The efficacy of many compounds against Mycobacterium tuberculosis is often limited when administered via conventional oral or injection routes due to suboptimal pharmacokinetic characteristics. Inhalation-based delivery methods have been investigated to achieve high local therapeutic doses in the lungs. However, previous models, typically employing wild-type M. tuberculosis strains, were intricate, time-consuming, labor-intensive, and with poor reproducibility. In this study, we developed an autoluminescence-based inhalation administration model to evaluate drug activity by quantifying relative light units (RLUs) emitted from live mice infected with autoluminescent M. tuberculosis. This novel approach offers several advantages: (1) it eliminates the need for anesthesia in mice during administration and simplifies the instrument manipulation; (2) it is cost-effective by utilizing mice instead of larger animals; (3) it shortens the time from several months to 16 or 17 days for obtaining result; (4) it is non-invasive by directly measuring the live RLUs of mice as a surrogate marker for colony-forming units for in vivo drug activity testing; (5) up to six mice can be administrated daily and simultaneously, even 2-3 times/day; (6) results are relatively objective and reproducible results minimizing human factors.

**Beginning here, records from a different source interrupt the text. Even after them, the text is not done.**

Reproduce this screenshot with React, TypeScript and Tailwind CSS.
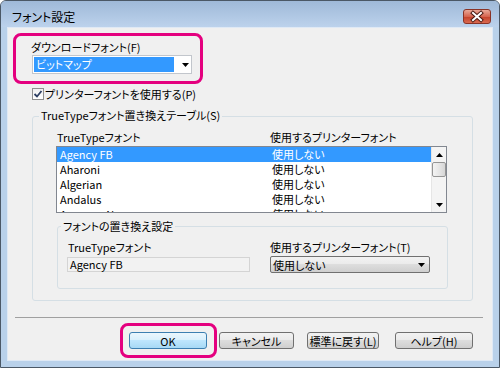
import React from 'react';

const rows = [
    ['Agency FB', '使用しない'],
    ['Aharoni', '使用しない'],
    ['Algerian', '使用しない'],
    ['Andalus', '使用しない'],
    ['Angsana New', '使用しない'],
];

const Tri = ({ up = false }: { up?: boolean }) => (
    <svg width="7" height="4" viewBox="0 0 7 4">
        <path d={up ? 'M0 4L3.5 0L7 4Z' : 'M0 0L7 0L3.5 4Z'} fill="#000" />
    </svg>
);

const Btn = ({ label, w, primary = false, className = '' }: { label: string; w: string; primary?: boolean; className?: string }) => (
    <div
        className={`${w} h-[17px] rounded-[3px] border flex items-center justify-center leading-[14px] ${
            primary
                ? 'border-[#3c7fb1] bg-[linear-gradient(to_bottom,#eaf6fd,#d9f0fc_45%,#bee6fd_50%,#a7d9f5)]'
                : 'border-[#707070] bg-[linear-gradient(to_bottom,#f2f2f2,#ebebeb_45%,#dddddd_50%,#cfcfcf)]'
        } ${className}`}
    >
        {label}
    </div>
);

export default function App() {
    return (
        <div className="w-[500px] h-[368px] bg-white font-['Noto_Sans_CJK_JP',sans-serif] [font-feature-settings:'palt'] text-[11px] leading-[14px] text-black">
            <div className="w-[500px] h-[368px] flex flex-col rounded-t-[6px] border border-[#4b5866] bg-[#b9d1ea] overflow-hidden">
                {/* title bar */}
                <div className="h-[26px] flex items-start bg-[linear-gradient(to_bottom,#9fb9d8,#bcd2ec)]">
                    <span className="ml-[11px] mt-[9px] text-[12px] leading-[14px]">フォント設定</span>
                    <div className="ml-auto mr-[8px] mt-[8px] w-[28px] h-[15px] rounded-[3px] border border-[#8a3326] bg-[linear-gradient(to_bottom,#e9a898,#d6654f_50%,#c4412a_52%,#d96a50)]">
                        <svg width="26" height="13" viewBox="0 0 26 13">
                            <path d="M9 3L17 10M17 3L9 10" stroke="#4a1a12" strokeWidth="4" strokeLinecap="square" />
                            <path d="M9 3L17 10M17 3L9 10" stroke="#fff" strokeWidth="2" strokeLinecap="square" />
                        </svg>
                    </div>
                </div>

                {/* client area */}
                <div className="mx-[6px] mb-[6px] flex-1 border border-[#dfe9f5] bg-[#f0f0f0] flex flex-col">
                    {/* download font */}
                    <div className="ml-[5px] mt-[5px] w-[190px] h-[51px] border-[3px] border-[#e4007f] rounded-[8px] flex flex-col">
                        <span className="ml-[15px] mt-[5px] leading-[12px]">ダウンロードフォント(F)</span>
                        <div className="ml-[16px] mt-[2px] w-[160px] h-[19px] border border-[#c2c6cc] bg-white flex items-center">
                            <div className="ml-[1px] w-[140px] h-[15px] bg-[#3399ff] text-white pl-[2px] leading-[15px]">ビットマップ</div>
                            <div className="ml-[8px]">
                                <Tri />
                            </div>
                        </div>
                    </div>

                    {/* checkbox */}
                    <div className="ml-[24px] mt-[3px] h-[13px] flex items-center">
                        <div className="w-[12px] h-[12px] border border-[#8e8f8f] bg-[linear-gradient(to_bottom,#f0f0f0,#ffffff)] flex items-center justify-center">
                            <svg width="10" height="10" viewBox="0 0 10 10">
                                <path d="M1.5 5L4 7.5L8.5 2" stroke="#2d3f63" strokeWidth="1.8" fill="none" />
                            </svg>
                        </div>
                        <span className="ml-[1px]">プリンターフォントを使用する(P)</span>
                    </div>

                    {/* replacement table group */}
                    <div className="ml-[24px] mt-[16px] w-[441px] h-[185px] border border-[#d5dfe5] rounded-[3px] flex flex-col">
                        <span className="-mt-[9px] ml-[6px] px-[2px] self-start bg-[#f0f0f0]">TrueTypeフォント置き換えテーブル(S)</span>
                        <div className="mt-[8px] flex">
                            <span className="w-[237px] pl-[24px]">TrueTypeフォント</span>
                            <span>使用するプリンターフォント</span>
                        </div>
                        <div className="ml-[23px] mt-[2px] w-[391px] h-[67px] border border-[#828790] bg-white flex overflow-hidden">
                            <div className="flex-1 flex flex-col">
                                {rows.map(([a, b], i) => (
                                    <div key={i} className={`h-[15px] shrink-0 flex leading-[15px] ${i === 0 ? 'bg-[#3399ff] text-white' : ''}`}>
                                        <span className="w-[213px] pl-[3px]">{a}</span>
                                        <span className="pl-[2px]">{b}</span>
                                    </div>
                                ))}
                            </div>
                            <div className="w-[15px] border-l border-[#e6e6e6] bg-[#f4f4f4] flex flex-col items-center">
                                <div className="h-[15px] flex items-center justify-center">
                                    <Tri up />
                                </div>
                                <div className="w-[14px] h-[15px] rounded-[2px] border border-[#959595] bg-[linear-gradient(to_right,#f3f3f3,#e6e6e6_50%,#d6d6d6)]" />
                                <div className="mt-auto h-[15px] flex items-center justify-center">
                                    <Tri />
                                </div>
                            </div>
                        </div>

                        {/* replacement settings group */}
                        <div className="ml-[24px] mt-[13px] w-[391px] h-[63px] border border-[#d5dfe5] rounded-[3px] flex flex-col">
                            <span className="-mt-[8px] ml-[3px] px-[2px] self-start bg-[#f0f0f0]">フォントの置き換え設定</span>
                            <div className="mt-[7px] flex">
                                <div className="ml-[9px] w-[183px] flex flex-col">
                                    <span className="pl-[1px]">TrueTypeフォント</span>
                                    <div className="mt-[3px] h-[15px] border border-[#d4d4d4] bg-[#f2f2f2] pl-[2px] leading-[13px]">Agency FB</div>
                                </div>
                                <div className="ml-[20px] w-[160px] flex flex-col">
                                    <span>使用するプリンターフォント(T)</span>
                                    <div className="mt-[2px] h-[17px] rounded-[2px] border border-[#707070] bg-[linear-gradient(to_bottom,#f2f2f2,#ebebeb_45%,#dddddd_50%,#cfcfcf)] flex items-center pl-[2px]">
                                        <span>使用しない</span>
                                        <div className="ml-auto mr-[4px]">
                                            <Tri />
                                        </div>
                                    </div>
                                </div>
                            </div>
                        </div>
                    </div>

                    {/* separator */}
                    <div className="ml-[7px] mt-[16px] w-[468px] h-px bg-[#a0a0a0]" />

                    {/* buttons */}
                    <div className="mt-[5px] flex items-center">
                        <div className="ml-[112px] w-[97px] h-[35px] border-[3px] border-[#e4007f] rounded-[8px] flex items-center pl-[6px]">
                            <Btn label="OK" w="w-[78px]" primary />
                        </div>
                        <Btn label="キャンセル" w="w-[75px]" className="ml-[2px]" />
                        <Btn label="標準に戻す(L)" w="w-[72px]" className="ml-[13px]" />
                        <Btn label="ヘルプ(H)" w="w-[78px]" className="ml-[16px]" />
                    </div>
                </div>
            </div>
        </div>
    );
}
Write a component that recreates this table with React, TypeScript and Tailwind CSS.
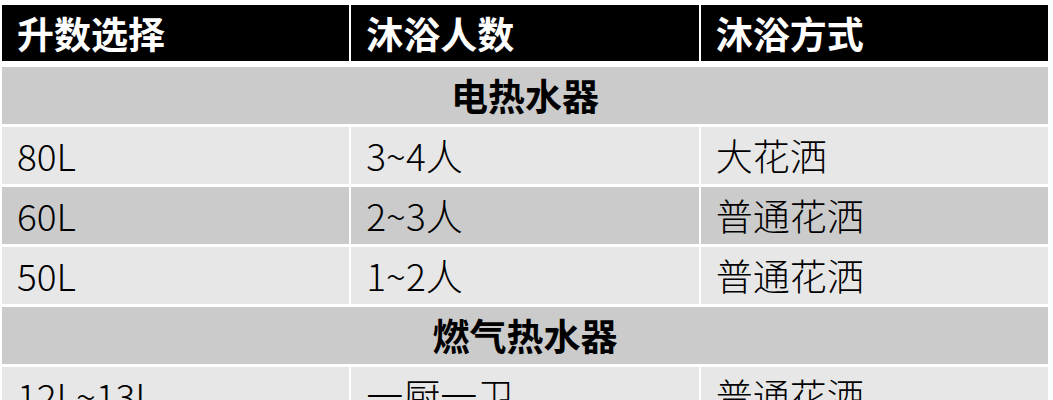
const rows1 = [
  { l: "80L", n: "3~4人", w: "大花洒", dark: false },
  { l: "60L", n: "2~3人", w: "普通花洒", dark: true },
  { l: "50L", n: "1~2人", w: "普通花洒", dark: false },
];

const rows2 = [{ l: "12L~13L", n: "一厨一卫", w: "普通花洒", dark: false }];

function Row({ cells, dark }: { cells: string[]; dark: boolean }) {
  return (
    <div className="grid grid-cols-3 gap-[2px] h-[57px]">
      {cells.map((c, i) => (
        <div
          key={i}
          className={`flex items-center pl-[15px] font-light ${dark ? "bg-[#cbcbcb]" : "bg-[#e7e7e7]"}`}
        >
          {c}
        </div>
      ))}
    </div>
  );
}

function Section({ title }: { title: string }) {
  return (
    <div className="h-[57px] bg-[#cbcbcb] flex items-center justify-center font-bold">
      {title}
    </div>
  );
}

export default function App() {
  return (
    <div
      className="w-[1053px] h-[400px] overflow-hidden bg-white pt-[5px] pl-[2px] pr-[5px] text-[37px] leading-none text-black"
      style={{ fontFamily: '"Noto Sans CJK SC", "Noto Sans", sans-serif' }}
    >
      <div className="flex flex-col gap-[3px]">
        <div className="grid grid-cols-3 gap-[2px] h-[56px] mb-[3px]">
          {["升数选择", "沐浴人数", "沐浴方式"].map((h) => (
            <div key={h} className="bg-black text-white font-bold flex items-center pl-[15px]">
              {h}
            </div>
          ))}
        </div>
        <Section title="电热水器" />
        {rows1.map((r) => (
          <Row key={r.l} cells={[r.l, r.n, r.w]} dark={r.dark} />
        ))}
        <Section title="燃气热水器" />
        {rows2.map((r) => (
          <Row key={r.l} cells={[r.l, r.n, r.w]} dark={r.dark} />
        ))}
      </div>
    </div>
  );
}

Proof-of-concept experiments demonstrated that inhalable rifampicin, isoniazid, and ethambutol showed anti-M. tuberculosis activity at concentrations as low as 0.5, 0.5, and 0.625 mg/mL, respectively, as evidenced by comparing the live RLUs of mice. Furthermore, consistency between RLUs and colony-forming units of the autoluminescent M. tuberculosis in lungs reaffirms the reliability of RLUs as an indicator of drug efficacy, highlighting the potential of this approach for accurately assessing anti-M. tuberculosis activity in vivo. This autoluminescence-based, non-invasive inhalation model offers a substantial reduction in the time, effort, and cost required for evaluating the efficacy of screening new drugs and repurposing old drugs in vivo via inhalation administration.